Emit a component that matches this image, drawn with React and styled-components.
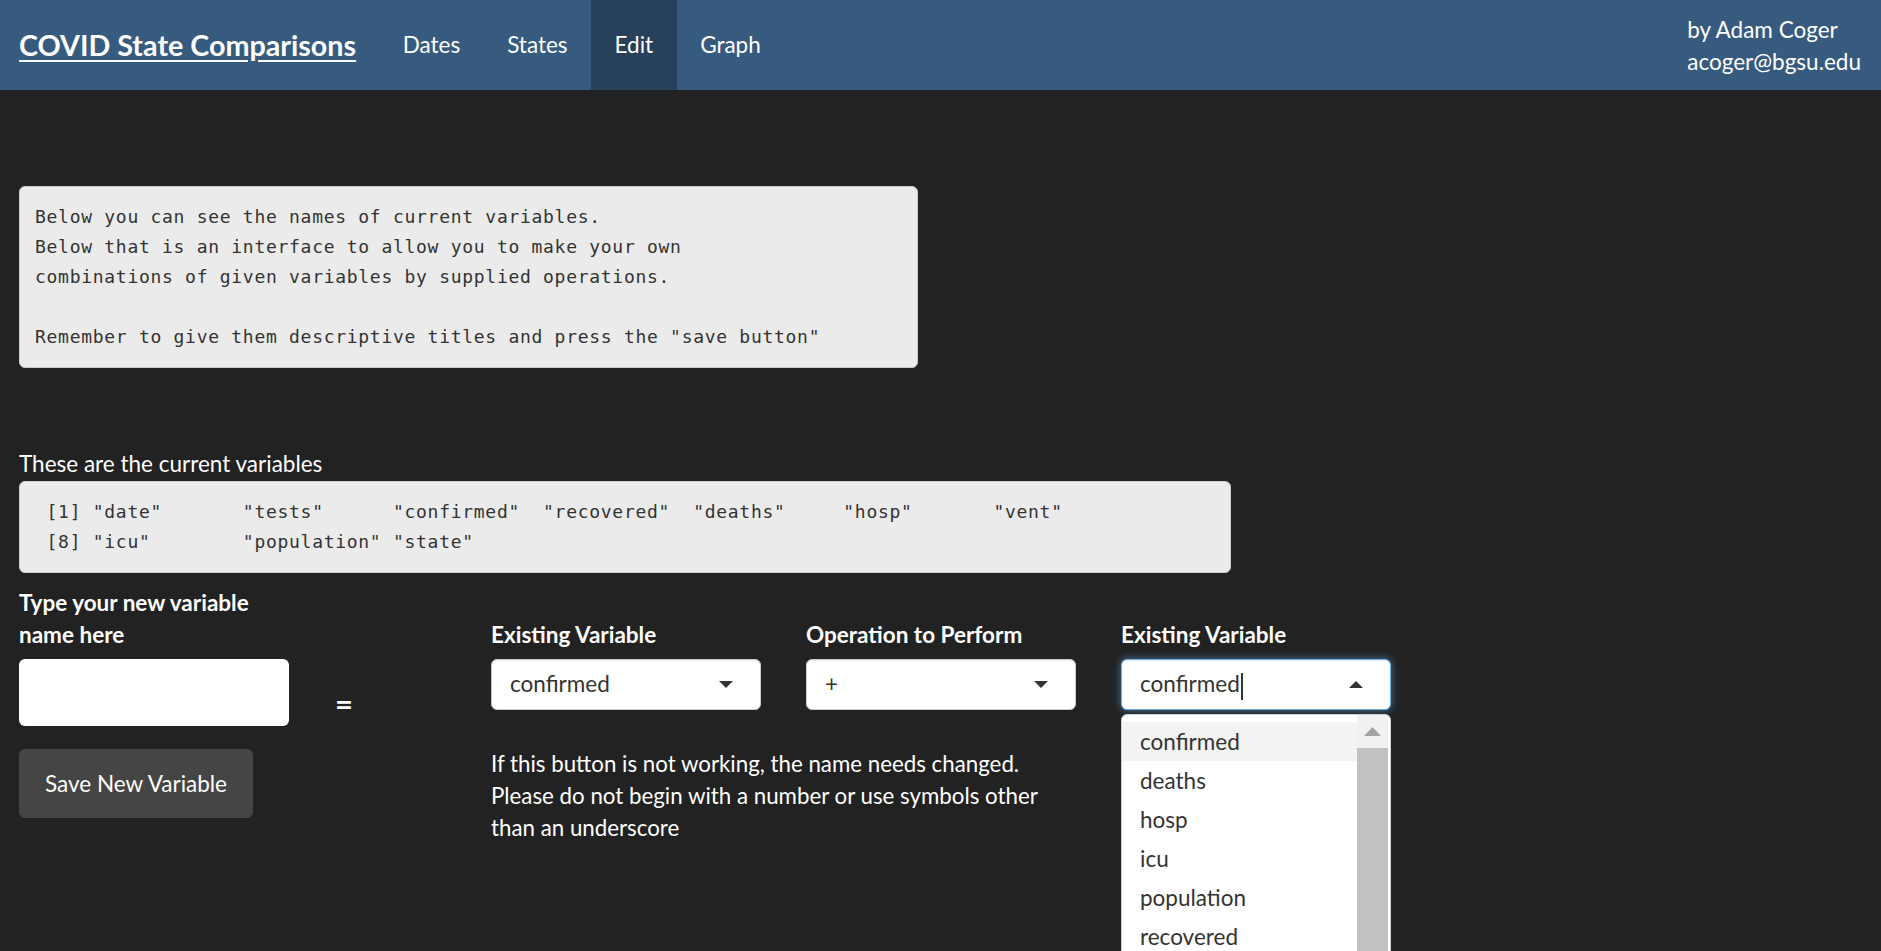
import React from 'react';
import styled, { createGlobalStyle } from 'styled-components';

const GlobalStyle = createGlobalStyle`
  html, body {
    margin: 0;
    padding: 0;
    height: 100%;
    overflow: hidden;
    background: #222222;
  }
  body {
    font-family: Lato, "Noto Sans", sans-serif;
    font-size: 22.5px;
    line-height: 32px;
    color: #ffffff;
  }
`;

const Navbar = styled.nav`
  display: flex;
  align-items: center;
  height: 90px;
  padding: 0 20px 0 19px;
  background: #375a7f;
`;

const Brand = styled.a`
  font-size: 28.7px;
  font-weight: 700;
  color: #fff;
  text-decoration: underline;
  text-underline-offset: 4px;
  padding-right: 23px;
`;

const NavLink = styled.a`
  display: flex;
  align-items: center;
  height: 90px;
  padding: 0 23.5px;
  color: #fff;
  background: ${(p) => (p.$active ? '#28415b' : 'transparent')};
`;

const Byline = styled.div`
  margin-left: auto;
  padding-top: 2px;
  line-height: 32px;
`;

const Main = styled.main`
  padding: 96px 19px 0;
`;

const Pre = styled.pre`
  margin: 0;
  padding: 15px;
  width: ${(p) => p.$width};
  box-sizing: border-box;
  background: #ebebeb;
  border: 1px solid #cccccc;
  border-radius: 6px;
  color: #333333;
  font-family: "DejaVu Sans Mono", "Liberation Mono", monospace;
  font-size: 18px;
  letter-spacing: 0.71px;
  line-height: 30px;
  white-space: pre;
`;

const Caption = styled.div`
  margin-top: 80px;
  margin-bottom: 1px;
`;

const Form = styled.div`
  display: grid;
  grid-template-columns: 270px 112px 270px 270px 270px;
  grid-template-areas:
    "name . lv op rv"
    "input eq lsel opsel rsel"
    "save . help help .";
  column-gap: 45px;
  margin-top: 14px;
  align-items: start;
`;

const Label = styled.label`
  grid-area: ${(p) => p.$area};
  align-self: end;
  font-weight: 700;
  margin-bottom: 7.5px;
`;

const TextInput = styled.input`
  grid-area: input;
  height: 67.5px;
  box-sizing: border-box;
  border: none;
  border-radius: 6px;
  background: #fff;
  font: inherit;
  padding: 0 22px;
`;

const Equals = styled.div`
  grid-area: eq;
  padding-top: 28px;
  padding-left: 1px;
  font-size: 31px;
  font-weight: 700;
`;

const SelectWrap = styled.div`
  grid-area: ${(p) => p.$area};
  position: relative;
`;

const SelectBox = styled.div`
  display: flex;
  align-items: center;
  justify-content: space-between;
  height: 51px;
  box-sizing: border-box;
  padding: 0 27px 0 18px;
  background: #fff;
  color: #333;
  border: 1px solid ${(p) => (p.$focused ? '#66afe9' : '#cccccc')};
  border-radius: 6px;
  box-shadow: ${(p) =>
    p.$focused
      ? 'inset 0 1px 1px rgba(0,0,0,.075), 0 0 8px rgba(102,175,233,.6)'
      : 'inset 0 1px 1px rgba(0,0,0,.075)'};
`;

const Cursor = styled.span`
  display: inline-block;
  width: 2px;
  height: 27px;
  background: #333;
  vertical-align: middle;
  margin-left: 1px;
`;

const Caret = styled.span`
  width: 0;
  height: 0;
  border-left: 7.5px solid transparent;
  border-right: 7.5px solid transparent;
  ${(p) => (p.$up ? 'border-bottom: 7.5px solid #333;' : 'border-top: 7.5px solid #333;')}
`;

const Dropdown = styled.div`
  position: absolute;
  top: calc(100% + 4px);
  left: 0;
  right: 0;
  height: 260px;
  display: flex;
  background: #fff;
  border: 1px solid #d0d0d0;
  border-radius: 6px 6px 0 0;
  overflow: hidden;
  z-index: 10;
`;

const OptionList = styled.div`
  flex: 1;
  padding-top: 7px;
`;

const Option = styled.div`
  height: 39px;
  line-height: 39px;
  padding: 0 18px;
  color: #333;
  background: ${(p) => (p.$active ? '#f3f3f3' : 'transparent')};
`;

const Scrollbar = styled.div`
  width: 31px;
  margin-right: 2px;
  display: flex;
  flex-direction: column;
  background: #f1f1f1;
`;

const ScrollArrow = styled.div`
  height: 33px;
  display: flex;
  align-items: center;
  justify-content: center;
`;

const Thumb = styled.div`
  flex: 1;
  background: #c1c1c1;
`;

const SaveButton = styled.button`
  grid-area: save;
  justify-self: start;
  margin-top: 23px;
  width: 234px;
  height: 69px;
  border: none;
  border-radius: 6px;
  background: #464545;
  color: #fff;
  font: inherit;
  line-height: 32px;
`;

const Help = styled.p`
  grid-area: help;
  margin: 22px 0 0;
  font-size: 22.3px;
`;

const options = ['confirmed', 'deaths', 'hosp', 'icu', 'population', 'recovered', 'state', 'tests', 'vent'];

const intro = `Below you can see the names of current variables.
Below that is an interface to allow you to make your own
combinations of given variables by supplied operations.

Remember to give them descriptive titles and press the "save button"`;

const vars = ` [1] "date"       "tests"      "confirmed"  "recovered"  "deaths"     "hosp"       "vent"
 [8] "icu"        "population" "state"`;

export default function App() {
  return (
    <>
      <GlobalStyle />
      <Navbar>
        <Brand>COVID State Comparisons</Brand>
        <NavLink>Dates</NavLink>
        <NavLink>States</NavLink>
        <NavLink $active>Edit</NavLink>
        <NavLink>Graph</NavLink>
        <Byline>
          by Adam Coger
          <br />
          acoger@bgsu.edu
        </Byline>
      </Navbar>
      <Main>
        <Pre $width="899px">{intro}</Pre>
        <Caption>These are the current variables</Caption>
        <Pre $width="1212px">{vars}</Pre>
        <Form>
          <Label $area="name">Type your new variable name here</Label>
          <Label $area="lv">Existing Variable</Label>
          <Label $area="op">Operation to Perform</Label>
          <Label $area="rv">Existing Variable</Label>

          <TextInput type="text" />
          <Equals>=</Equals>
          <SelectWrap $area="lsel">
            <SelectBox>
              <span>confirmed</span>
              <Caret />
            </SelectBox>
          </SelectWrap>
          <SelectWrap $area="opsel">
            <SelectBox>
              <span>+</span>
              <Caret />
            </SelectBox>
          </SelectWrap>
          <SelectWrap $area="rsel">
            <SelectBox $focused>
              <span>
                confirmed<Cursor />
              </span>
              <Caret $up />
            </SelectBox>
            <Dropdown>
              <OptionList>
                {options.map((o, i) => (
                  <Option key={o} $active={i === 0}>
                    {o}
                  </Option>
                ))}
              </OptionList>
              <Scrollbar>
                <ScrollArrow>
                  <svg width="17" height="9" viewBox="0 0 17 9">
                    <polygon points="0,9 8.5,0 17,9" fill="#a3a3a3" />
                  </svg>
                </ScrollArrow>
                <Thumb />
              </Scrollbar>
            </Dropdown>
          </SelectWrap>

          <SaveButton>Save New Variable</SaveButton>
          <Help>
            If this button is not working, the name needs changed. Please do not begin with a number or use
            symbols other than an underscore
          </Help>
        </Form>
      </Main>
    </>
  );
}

★ ★ ★ ★ ★

[What you have to do] Reproduce the listing above exactly, excluding all pictures.

[Response]
Emit a component that matches this image, drawn with React and styled-components.
import React from 'react';
import styled, { createGlobalStyle } from 'styled-components';

const GlobalStyle = createGlobalStyle`
  html, body {
    margin: 0;
    padding: 0;
    height: 100%;
    overflow: hidden;
    background: #222222;
  }
  body {
    font-family: Lato, "Noto Sans", sans-serif;
    font-size: 22.5px;
    line-height: 32px;
    color: #ffffff;
  }
`;

const Navbar = styled.nav`
  display: flex;
  align-items: center;
  height: 90px;
  padding: 0 20px 0 19px;
  background: #375a7f;
`;

const Brand = styled.a`
  font-size: 28.7px;
  font-weight: 700;
  color: #fff;
  text-decoration: underline;
  text-underline-offset: 4px;
  padding-right: 23px;
`;

const NavLink = styled.a`
  display: flex;
  align-items: center;
  height: 90px;
  padding: 0 23.5px;
  color: #fff;
  background: ${(p) => (p.$active ? '#28415b' : 'transparent')};
`;

const Byline = styled.div`
  margin-left: auto;
  padding-top: 2px;
  line-height: 32px;
`;

const Main = styled.main`
  padding: 96px 19px 0;
`;

const Pre = styled.pre`
  margin: 0;
  padding: 15px;
  width: ${(p) => p.$width};
  box-sizing: border-box;
  background: #ebebeb;
  border: 1px solid #cccccc;
  border-radius: 6px;
  color: #333333;
  font-family: "DejaVu Sans Mono", "Liberation Mono", monospace;
  font-size: 18px;
  letter-spacing: 0.71px;
  line-height: 30px;
  white-space: pre;
`;

const Caption = styled.div`
  margin-top: 80px;
  margin-bottom: 1px;
`;

const Form = styled.div`
  display: grid;
  grid-template-columns: 270px 112px 270px 270px 270px;
  grid-template-areas:
    "name . lv op rv"
    "input eq lsel opsel rsel"
    "save . help help .";
  column-gap: 45px;
  margin-top: 14px;
  align-items: start;
`;

const Label = styled.label`
  grid-area: ${(p) => p.$area};
  align-self: end;
  font-weight: 700;
  margin-bottom: 7.5px;
`;

const TextInput = styled.input`
  grid-area: input;
  height: 67.5px;
  box-sizing: border-box;
  border: none;
  border-radius: 6px;
  background: #fff;
  font: inherit;
  padding: 0 22px;
`;

const Equals = styled.div`
  grid-area: eq;
  padding-top: 28px;
  padding-left: 1px;
  font-size: 31px;
  font-weight: 700;
`;

const SelectWrap = styled.div`
  grid-area: ${(p) => p.$area};
  position: relative;
`;

const SelectBox = styled.div`
  display: flex;
  align-items: center;
  justify-content: space-between;
  height: 51px;
  box-sizing: border-box;
  padding: 0 27px 0 18px;
  background: #fff;
  color: #333;
  border: 1px solid ${(p) => (p.$focused ? '#66afe9' : '#cccccc')};
  border-radius: 6px;
  box-shadow: ${(p) =>
    p.$focused
      ? 'inset 0 1px 1px rgba(0,0,0,.075), 0 0 8px rgba(102,175,233,.6)'
      : 'inset 0 1px 1px rgba(0,0,0,.075)'};
`;

const Cursor = styled.span`
  display: inline-block;
  width: 2px;
  height: 27px;
  background: #333;
  vertical-align: middle;
  margin-left: 1px;
`;

const Caret = styled.span`
  width: 0;
  height: 0;
  border-left: 7.5px solid transparent;
  border-right: 7.5px solid transparent;
  ${(p) => (p.$up ? 'border-bottom: 7.5px solid #333;' : 'border-top: 7.5px solid #333;')}
`;

const Dropdown = styled.div`
  position: absolute;
  top: calc(100% + 4px);
  left: 0;
  right: 0;
  height: 260px;
  display: flex;
  background: #fff;
  border: 1px solid #d0d0d0;
  border-radius: 6px 6px 0 0;
  overflow: hidden;
  z-index: 10;
`;

const OptionList = styled.div`
  flex: 1;
  padding-top: 7px;
`;

const Option = styled.div`
  height: 39px;
  line-height: 39px;
  padding: 0 18px;
  color: #333;
  background: ${(p) => (p.$active ? '#f3f3f3' : 'transparent')};
`;

const Scrollbar = styled.div`
  width: 31px;
  margin-right: 2px;
  display: flex;
  flex-direction: column;
  background: #f1f1f1;
`;

const ScrollArrow = styled.div`
  height: 33px;
  display: flex;
  align-items: center;
  justify-content: center;
`;

const Thumb = styled.div`
  flex: 1;
  background: #c1c1c1;
`;

const SaveButton = styled.button`
  grid-area: save;
  justify-self: start;
  margin-top: 23px;
  width: 234px;
  height: 69px;
  border: none;
  border-radius: 6px;
  background: #464545;
  color: #fff;
  font: inherit;
  line-height: 32px;
`;

const Help = styled.p`
  grid-area: help;
  margin: 22px 0 0;
  font-size: 22.3px;
`;

const options = ['confirmed', 'deaths', 'hosp', 'icu', 'population', 'recovered', 'state', 'tests', 'vent'];

const intro = `Below you can see the names of current variables.
Below that is an interface to allow you to make your own
combinations of given variables by supplied operations.

Remember to give them descriptive titles and press the "save button"`;

const vars = ` [1] "date"       "tests"      "confirmed"  "recovered"  "deaths"     "hosp"       "vent"
 [8] "icu"        "population" "state"`;

export default function App() {
  return (
    <>
      <GlobalStyle />
      <Navbar>
        <Brand>COVID State Comparisons</Brand>
        <NavLink>Dates</NavLink>
        <NavLink>States</NavLink>
        <NavLink $active>Edit</NavLink>
        <NavLink>Graph</NavLink>
        <Byline>
          by Adam Coger
          <br />
          acoger@bgsu.edu
        </Byline>
      </Navbar>
      <Main>
        <Pre $width="899px">{intro}</Pre>
        <Caption>These are the current variables</Caption>
        <Pre $width="1212px">{vars}</Pre>
        <Form>
          <Label $area="name">Type your new variable name here</Label>
          <Label $area="lv">Existing Variable</Label>
          <Label $area="op">Operation to Perform</Label>
          <Label $area="rv">Existing Variable</Label>

          <TextInput type="text" />
          <Equals>=</Equals>
          <SelectWrap $area="lsel">
            <SelectBox>
              <span>confirmed</span>
              <Caret />
            </SelectBox>
          </SelectWrap>
          <SelectWrap $area="opsel">
            <SelectBox>
              <span>+</span>
              <Caret />
            </SelectBox>
          </SelectWrap>
          <SelectWrap $area="rsel">
            <SelectBox $focused>
              <span>
                confirmed<Cursor />
              </span>
              <Caret $up />
            </SelectBox>
            <Dropdown>
              <OptionList>
                {options.map((o, i) => (
                  <Option key={o} $active={i === 0}>
                    {o}
                  </Option>
                ))}
              </OptionList>
              <Scrollbar>
                <ScrollArrow>
                  <svg width="17" height="9" viewBox="0 0 17 9">
                    <polygon points="0,9 8.5,0 17,9" fill="#a3a3a3" />
                  </svg>
                </ScrollArrow>
                <Thumb />
              </Scrollbar>
            </Dropdown>
          </SelectWrap>

          <SaveButton>Save New Variable</SaveButton>
          <Help>
            If this button is not working, the name needs changed. Please do not begin with a number or use
            symbols other than an underscore
          </Help>
        </Form>
      </Main>
    </>
  );
}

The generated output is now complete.